* Given task *
Images must not appear in your copy; reproduce every other part of the records exactly.

+++ Information supplied +++

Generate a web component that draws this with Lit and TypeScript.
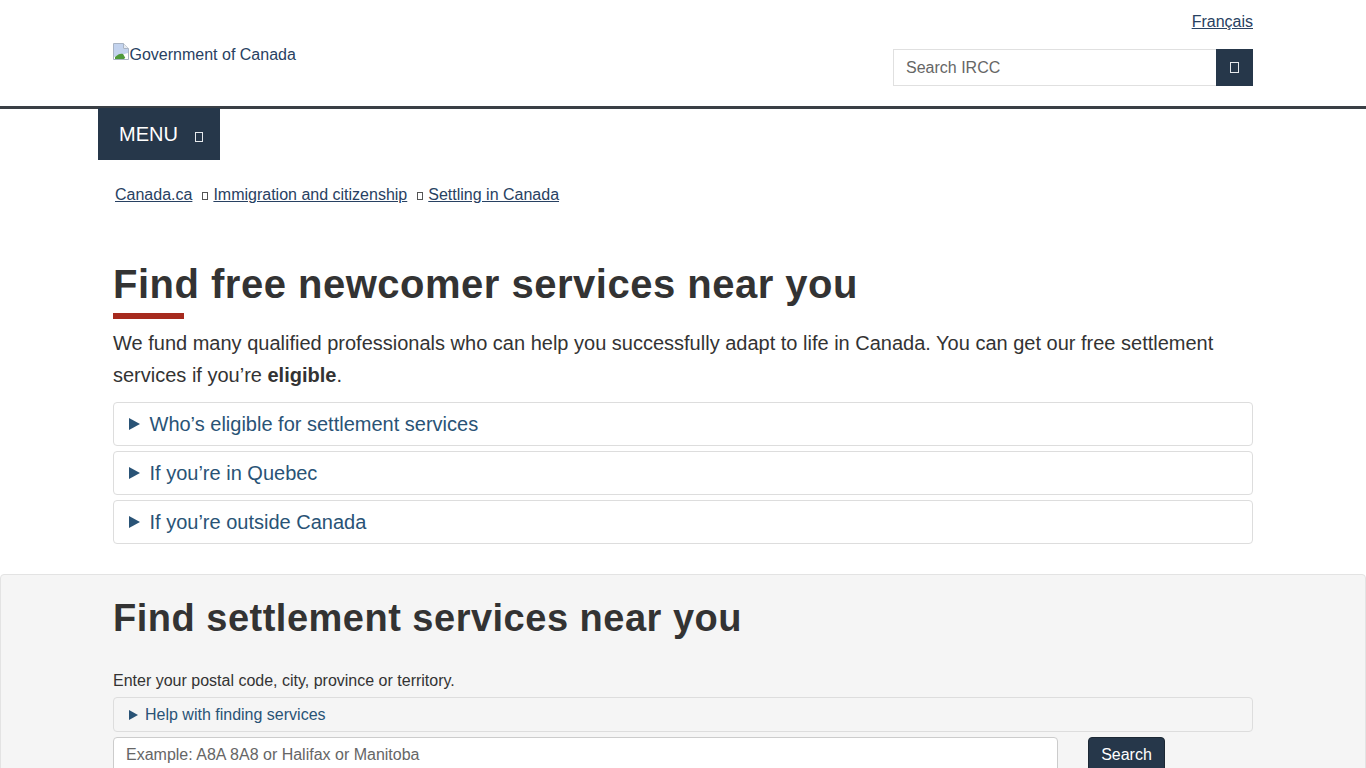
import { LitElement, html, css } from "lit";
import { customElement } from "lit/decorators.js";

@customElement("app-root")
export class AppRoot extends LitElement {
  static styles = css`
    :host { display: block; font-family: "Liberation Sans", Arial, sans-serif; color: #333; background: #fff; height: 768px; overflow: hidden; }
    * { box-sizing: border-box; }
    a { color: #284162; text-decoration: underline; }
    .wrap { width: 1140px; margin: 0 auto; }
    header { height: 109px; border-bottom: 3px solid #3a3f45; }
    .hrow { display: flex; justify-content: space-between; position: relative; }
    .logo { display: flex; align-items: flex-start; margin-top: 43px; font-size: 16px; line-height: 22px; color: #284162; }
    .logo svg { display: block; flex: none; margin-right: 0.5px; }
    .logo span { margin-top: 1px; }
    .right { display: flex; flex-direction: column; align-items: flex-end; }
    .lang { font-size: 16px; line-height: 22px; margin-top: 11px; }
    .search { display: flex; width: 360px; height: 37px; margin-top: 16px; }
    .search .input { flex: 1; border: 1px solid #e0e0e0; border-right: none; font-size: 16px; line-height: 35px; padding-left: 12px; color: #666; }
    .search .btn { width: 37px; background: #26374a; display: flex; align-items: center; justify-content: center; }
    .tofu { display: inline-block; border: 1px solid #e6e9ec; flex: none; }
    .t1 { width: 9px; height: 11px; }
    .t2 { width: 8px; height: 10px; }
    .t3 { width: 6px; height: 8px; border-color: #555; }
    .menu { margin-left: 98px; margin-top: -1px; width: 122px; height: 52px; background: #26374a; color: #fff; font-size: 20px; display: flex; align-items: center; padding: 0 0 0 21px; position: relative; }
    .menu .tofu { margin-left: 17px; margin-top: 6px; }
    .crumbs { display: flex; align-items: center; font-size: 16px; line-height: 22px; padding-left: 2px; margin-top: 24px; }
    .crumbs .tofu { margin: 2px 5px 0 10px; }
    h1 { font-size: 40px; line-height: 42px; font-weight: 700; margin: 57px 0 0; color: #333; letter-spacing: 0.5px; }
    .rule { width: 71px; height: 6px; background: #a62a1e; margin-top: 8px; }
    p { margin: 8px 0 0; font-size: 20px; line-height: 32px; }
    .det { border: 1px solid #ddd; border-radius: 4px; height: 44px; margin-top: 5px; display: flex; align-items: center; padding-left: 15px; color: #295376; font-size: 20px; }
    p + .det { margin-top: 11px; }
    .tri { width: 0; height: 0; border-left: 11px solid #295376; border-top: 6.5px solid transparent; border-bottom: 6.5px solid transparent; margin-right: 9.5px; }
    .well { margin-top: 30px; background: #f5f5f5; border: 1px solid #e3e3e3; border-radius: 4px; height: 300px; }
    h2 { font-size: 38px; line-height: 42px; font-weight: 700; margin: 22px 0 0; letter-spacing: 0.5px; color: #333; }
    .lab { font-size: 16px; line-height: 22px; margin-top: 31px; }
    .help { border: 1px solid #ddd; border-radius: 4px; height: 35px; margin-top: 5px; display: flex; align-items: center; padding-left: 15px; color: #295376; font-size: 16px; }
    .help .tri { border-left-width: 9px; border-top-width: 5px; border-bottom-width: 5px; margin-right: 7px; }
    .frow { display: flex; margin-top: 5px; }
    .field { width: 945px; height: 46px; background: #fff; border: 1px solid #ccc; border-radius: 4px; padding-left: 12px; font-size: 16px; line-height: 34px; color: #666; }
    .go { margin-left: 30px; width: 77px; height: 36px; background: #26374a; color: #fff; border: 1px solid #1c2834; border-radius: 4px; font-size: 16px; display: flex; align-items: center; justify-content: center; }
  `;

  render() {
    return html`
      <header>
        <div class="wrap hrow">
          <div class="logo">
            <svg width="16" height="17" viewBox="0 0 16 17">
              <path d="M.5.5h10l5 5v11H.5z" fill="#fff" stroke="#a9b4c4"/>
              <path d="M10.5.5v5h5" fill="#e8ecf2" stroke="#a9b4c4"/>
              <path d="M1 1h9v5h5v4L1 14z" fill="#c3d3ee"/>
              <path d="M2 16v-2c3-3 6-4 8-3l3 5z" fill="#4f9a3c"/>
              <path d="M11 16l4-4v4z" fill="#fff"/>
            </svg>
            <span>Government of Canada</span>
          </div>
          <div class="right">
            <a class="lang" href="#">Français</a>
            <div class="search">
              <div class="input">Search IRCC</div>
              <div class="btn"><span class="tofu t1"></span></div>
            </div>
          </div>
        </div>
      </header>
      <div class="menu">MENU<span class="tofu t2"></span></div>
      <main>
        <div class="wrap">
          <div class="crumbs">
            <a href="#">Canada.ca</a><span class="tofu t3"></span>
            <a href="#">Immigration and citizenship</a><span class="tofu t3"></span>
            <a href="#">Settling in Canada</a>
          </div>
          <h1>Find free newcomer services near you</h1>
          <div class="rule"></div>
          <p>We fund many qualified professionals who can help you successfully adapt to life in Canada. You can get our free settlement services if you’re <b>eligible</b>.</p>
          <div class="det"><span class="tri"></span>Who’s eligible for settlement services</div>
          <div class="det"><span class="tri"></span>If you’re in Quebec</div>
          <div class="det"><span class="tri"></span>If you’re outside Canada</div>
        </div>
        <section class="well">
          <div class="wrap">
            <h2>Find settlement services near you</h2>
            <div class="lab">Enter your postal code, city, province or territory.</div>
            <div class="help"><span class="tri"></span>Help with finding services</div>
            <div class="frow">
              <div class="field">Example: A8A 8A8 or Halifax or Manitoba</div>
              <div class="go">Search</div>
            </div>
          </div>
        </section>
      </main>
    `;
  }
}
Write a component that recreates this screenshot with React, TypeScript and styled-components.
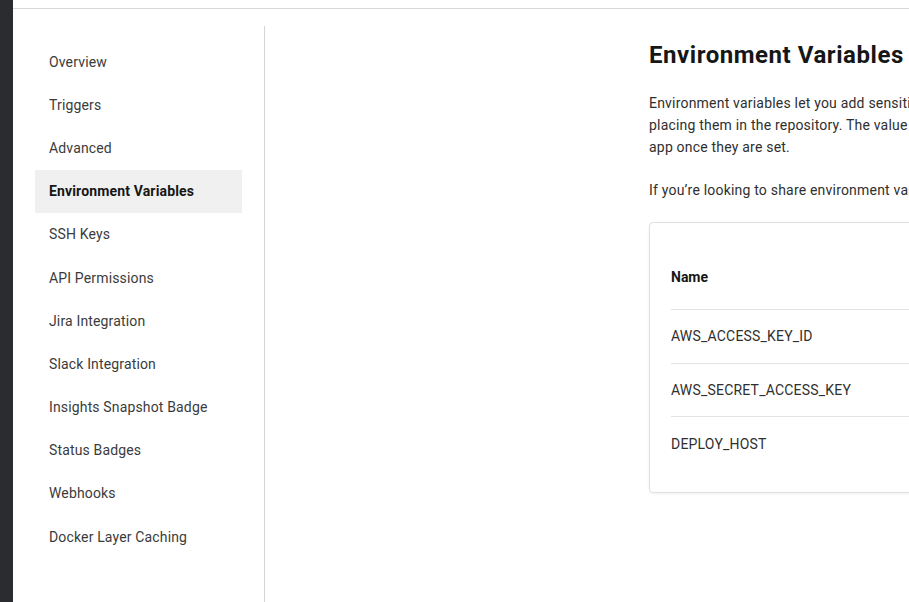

+++

* The completed task *
Generate a web component that draws this with Lit and TypeScript.
import { LitElement, html, css } from "lit";
import { customElement } from "lit/decorators.js";

@customElement("app-root")
export class AppRoot extends LitElement {
  static styles = css`
    :host { display: block; font-family: "Liberation Sans", Arial, sans-serif; color: #333; background: #fff; height: 768px; overflow: hidden; }
    * { box-sizing: border-box; }
    a { color: #284162; text-decoration: underline; }
    .wrap { width: 1140px; margin: 0 auto; }
    header { height: 109px; border-bottom: 3px solid #3a3f45; }
    .hrow { display: flex; justify-content: space-between; position: relative; }
    .logo { display: flex; align-items: flex-start; margin-top: 43px; font-size: 16px; line-height: 22px; color: #284162; }
    .logo svg { display: block; flex: none; margin-right: 0.5px; }
    .logo span { margin-top: 1px; }
    .right { display: flex; flex-direction: column; align-items: flex-end; }
    .lang { font-size: 16px; line-height: 22px; margin-top: 11px; }
    .search { display: flex; width: 360px; height: 37px; margin-top: 16px; }
    .search .input { flex: 1; border: 1px solid #e0e0e0; border-right: none; font-size: 16px; line-height: 35px; padding-left: 12px; color: #666; }
    .search .btn { width: 37px; background: #26374a; display: flex; align-items: center; justify-content: center; }
    .tofu { display: inline-block; border: 1px solid #e6e9ec; flex: none; }
    .t1 { width: 9px; height: 11px; }
    .t2 { width: 8px; height: 10px; }
    .t3 { width: 6px; height: 8px; border-color: #555; }
    .menu { margin-left: 98px; margin-top: -1px; width: 122px; height: 52px; background: #26374a; color: #fff; font-size: 20px; display: flex; align-items: center; padding: 0 0 0 21px; position: relative; }
    .menu .tofu { margin-left: 17px; margin-top: 6px; }
    .crumbs { display: flex; align-items: center; font-size: 16px; line-height: 22px; padding-left: 2px; margin-top: 24px; }
    .crumbs .tofu { margin: 2px 5px 0 10px; }
    h1 { font-size: 40px; line-height: 42px; font-weight: 700; margin: 57px 0 0; color: #333; letter-spacing: 0.5px; }
    .rule { width: 71px; height: 6px; background: #a62a1e; margin-top: 8px; }
    p { margin: 8px 0 0; font-size: 20px; line-height: 32px; }
    .det { border: 1px solid #ddd; border-radius: 4px; height: 44px; margin-top: 5px; display: flex; align-items: center; padding-left: 15px; color: #295376; font-size: 20px; }
    p + .det { margin-top: 11px; }
    .tri { width: 0; height: 0; border-left: 11px solid #295376; border-top: 6.5px solid transparent; border-bottom: 6.5px solid transparent; margin-right: 9.5px; }
    .well { margin-top: 30px; background: #f5f5f5; border: 1px solid #e3e3e3; border-radius: 4px; height: 300px; }
    h2 { font-size: 38px; line-height: 42px; font-weight: 700; margin: 22px 0 0; letter-spacing: 0.5px; color: #333; }
    .lab { font-size: 16px; line-height: 22px; margin-top: 31px; }
    .help { border: 1px solid #ddd; border-radius: 4px; height: 35px; margin-top: 5px; display: flex; align-items: center; padding-left: 15px; color: #295376; font-size: 16px; }
    .help .tri { border-left-width: 9px; border-top-width: 5px; border-bottom-width: 5px; margin-right: 7px; }
    .frow { display: flex; margin-top: 5px; }
    .field { width: 945px; height: 46px; background: #fff; border: 1px solid #ccc; border-radius: 4px; padding-left: 12px; font-size: 16px; line-height: 34px; color: #666; }
    .go { margin-left: 30px; width: 77px; height: 36px; background: #26374a; color: #fff; border: 1px solid #1c2834; border-radius: 4px; font-size: 16px; display: flex; align-items: center; justify-content: center; }
  `;

  render() {
    return html`
      <header>
        <div class="wrap hrow">
          <div class="logo">
            <svg width="16" height="17" viewBox="0 0 16 17">
              <path d="M.5.5h10l5 5v11H.5z" fill="#fff" stroke="#a9b4c4"/>
              <path d="M10.5.5v5h5" fill="#e8ecf2" stroke="#a9b4c4"/>
              <path d="M1 1h9v5h5v4L1 14z" fill="#c3d3ee"/>
              <path d="M2 16v-2c3-3 6-4 8-3l3 5z" fill="#4f9a3c"/>
              <path d="M11 16l4-4v4z" fill="#fff"/>
            </svg>
            <span>Government of Canada</span>
          </div>
          <div class="right">
            <a class="lang" href="#">Français</a>
            <div class="search">
              <div class="input">Search IRCC</div>
              <div class="btn"><span class="tofu t1"></span></div>
            </div>
          </div>
        </div>
      </header>
      <div class="menu">MENU<span class="tofu t2"></span></div>
      <main>
        <div class="wrap">
          <div class="crumbs">
            <a href="#">Canada.ca</a><span class="tofu t3"></span>
            <a href="#">Immigration and citizenship</a><span class="tofu t3"></span>
            <a href="#">Settling in Canada</a>
          </div>
          <h1>Find free newcomer services near you</h1>
          <div class="rule"></div>
          <p>We fund many qualified professionals who can help you successfully adapt to life in Canada. You can get our free settlement services if you’re <b>eligible</b>.</p>
          <div class="det"><span class="tri"></span>Who’s eligible for settlement services</div>
          <div class="det"><span class="tri"></span>If you’re in Quebec</div>
          <div class="det"><span class="tri"></span>If you’re outside Canada</div>
        </div>
        <section class="well">
          <div class="wrap">
            <h2>Find settlement services near you</h2>
            <div class="lab">Enter your postal code, city, province or territory.</div>
            <div class="help"><span class="tri"></span>Help with finding services</div>
            <div class="frow">
              <div class="field">Example: A8A 8A8 or Halifax or Manitoba</div>
              <div class="go">Search</div>
            </div>
          </div>
        </section>
      </main>
    `;
  }
}
Write a component that recreates this screenshot with React, TypeScript and styled-components.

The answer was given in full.